Но разве я — это только тело, только старый чулок? А душа, всю жизнь поднимавшаяся по ступеням, а глубина, которая окрывается не сразу?
Господи, какие глупости!
Старый чулок — это я. Заброшенный пионерлагерь — это я. Пышные травы подобны зеленым сугробам — заливают луг, заметают неровности, скрывают трещины мироздания. Трухлявая скамья, завалившаяся беседка, ржавый флагшток — это все я. Все, что от меня осталось в водовороте кипящей листвы.
Но ведь она — это тоже я.
У женщины нет возраста — вернее, все ее возрасты в ней одновременны. Я знаю, что я часть черного подземного океана, тускло блестящего маслянистой нефтяной густотой, субстанции необъяснимой и мощной, невидимой, но определяющей все. И я, и она — его брызги, слетевшие с гребня волны, обретшие свободу на краткий миг, перед тем как возвратиться в черное горячее лоно. А если так — зачем моя боль, зачем страх исчезновения, зачем никчемная ярость… Они бессмысленны.

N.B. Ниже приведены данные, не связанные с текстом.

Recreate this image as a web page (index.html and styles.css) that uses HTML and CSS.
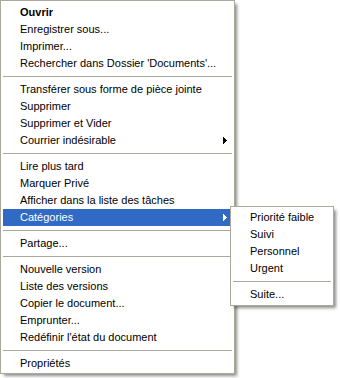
FILE: index.html
```html
<!DOCTYPE html>
<html lang="fr">
<head>
<meta charset="utf-8">
<title>Menu</title>
<link rel="stylesheet" href="styles.css">
</head>
<body>
<div class="stage">
  <div class="menu main">
    <div class="item bold">Ouvrir</div>
    <div class="item">Enregistrer sous...</div>
    <div class="item">Imprimer...</div>
    <div class="item">Rechercher dans Dossier 'Documents'...</div>
    <div class="sep"></div>
    <div class="item">Transférer sous forme de pièce jointe</div>
    <div class="item">Supprimer</div>
    <div class="item">Supprimer et Vider</div>
    <div class="item">Courrier indésirable<svg class="arrow" width="4" height="7" viewBox="0 0 4 7"><path d="M0 0h1v1h1v1h1v1h1v1h-1v1h-1v1h-1v1h-1z"/></svg></div>
    <div class="sep"></div>
    <div class="item">Lire plus tard</div>
    <div class="item">Marquer Privé</div>
    <div class="item">Afficher dans la liste des tâches</div>
    <div class="item active">Catégories<svg class="arrow" width="4" height="7" viewBox="0 0 4 7"><path d="M0 0h1v1h1v1h1v1h1v1h-1v1h-1v1h-1v1h-1z"/></svg></div>
    <div class="sep"></div>
    <div class="item">Partage...</div>
    <div class="sep"></div>
    <div class="item">Nouvelle version</div>
    <div class="item">Liste des versions</div>
    <div class="item">Copier le document...</div>
    <div class="item">Emprunter...</div>
    <div class="item">Redéfinir l'état du document</div>
    <div class="sep"></div>
    <div class="item">Propriétés</div>
  </div>
  <div class="menu sub">
    <div class="item">Priorité faible</div>
    <div class="item">Suivi</div>
    <div class="item">Personnel</div>
    <div class="item">Urgent</div>
    <div class="sep"></div>
    <div class="item">Suite...</div>
  </div>
</div>
</body>
</html>
```
FILE: styles.css
```css
html, body {
  margin: 0;
  padding: 0;
  background: #ffffff;
}

.stage {
  position: relative;
  width: 340px;
  height: 378px;
  font-family: "Liberation Sans", Arial, sans-serif;
  font-size: 11px;
  color: #000000;
}

.menu {
  box-sizing: border-box;
  background: #ffffff;
  border: 1px solid #aca899;
  box-shadow: 3px 3px 3px -1px rgba(0, 0, 0, 0.45);
}

.main {
  width: 235px;
  padding: 3px 2px 1px 2px;
}

.sub {
  position: absolute;
  left: 230px;
  top: 206px;
  width: 104px;
  padding: 2px 2px 2px 2px;
}

.item {
  height: 17px;
  line-height: 17px;
  padding-left: 17px;
  padding-right: 5px;
  display: flex;
  align-items: center;
  justify-content: space-between;
  white-space: nowrap;
}

.bold {
  font-weight: bold;
}

.active {
  background: #316ac5;
  color: #ffffff;
}

.arrow {
  display: block;
  fill: #000000;
  shape-rendering: crispEdges;
}

.active .arrow {
  fill: #ffffff;
}

.sep {
  height: 9px;
  display: flex;
  align-items: center;
}

.sep::before {
  content: "";
  display: block;
  width: 100%;
  height: 1px;
  background: #aca899;
}
```
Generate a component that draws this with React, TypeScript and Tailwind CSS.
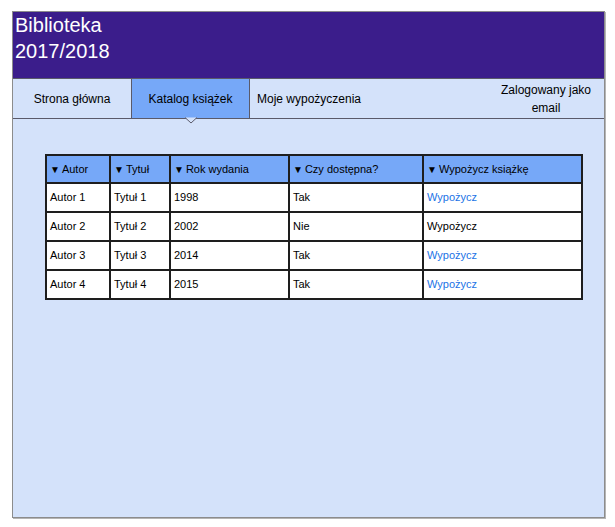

Мне снится сон. Я иду по канату, натянутому меж двух горных склонов, подо мной пропасть, а там, на дне, ржавые останки автомобилей. Не смотреть вниз, мне надо дойти — никаких перил. И когда противоположный склон уже близок, на меня пикирует сверху черная птица, ее крыло подрезает остаток моего времени, хищный круглый глаз впивается в мой беззащитный зрачок, я отмахиваюсь, теряю равновесие и падаю — медленно, медленно, но пути назад уже нет, теперь только туда, где ждет на дне расщелины искореженный мертвый металл, а вцепившиеся в склон пыльно-зеленые кусты проплывают мимо меня вверх с равнодушным спокойствием. Но перед тем как падение завершится неизбежным концом, что-то меняется в мире, и я не разбиваюсь об острые ребра камней, а ныряю в черную непрозрачную воду, и покой охватывает меня уже навсегда. Я вернулась.
Утром я заглядываю в ее комнату — разбудить. Она спит так трогательно-беззащитно, подложив тонкую руку под щеку. Нежный румянец освещает лицо, синеватые тени под глазами подчеркивают густоту ресниц, скомканная простыня обнажает тонкую ботичеллиевскую лодыжку и нежную узкую ступню. Я, наверное, рехнулась окончательно — я люблю ее. Я люблю любовь, эту милую девочку. Девочка сама не знает, что она такое. Судьба? Жизнь? Сейчас проснется и защебечет счастливо. Нина, Ниночка…
Она сидит на веранде ко мне спиной, пуская мыльные пузыри. Невесомые шары, тихо отклеившись от соломинки, виснут в утреннем воздухе, придавая ему объем, обозначая воздушные русла — разделяют двоих, отправляют их в разные стороны и не хотят сливать. Два пузыря нехотя приклеились друг к другу — уродливая фигурка чудом не лопнула, к ней притягивается третья сфера — так и плывут странным сращением среди облака геометрически безупречных форм.
— А вы любите Рембо? — спрашивает она.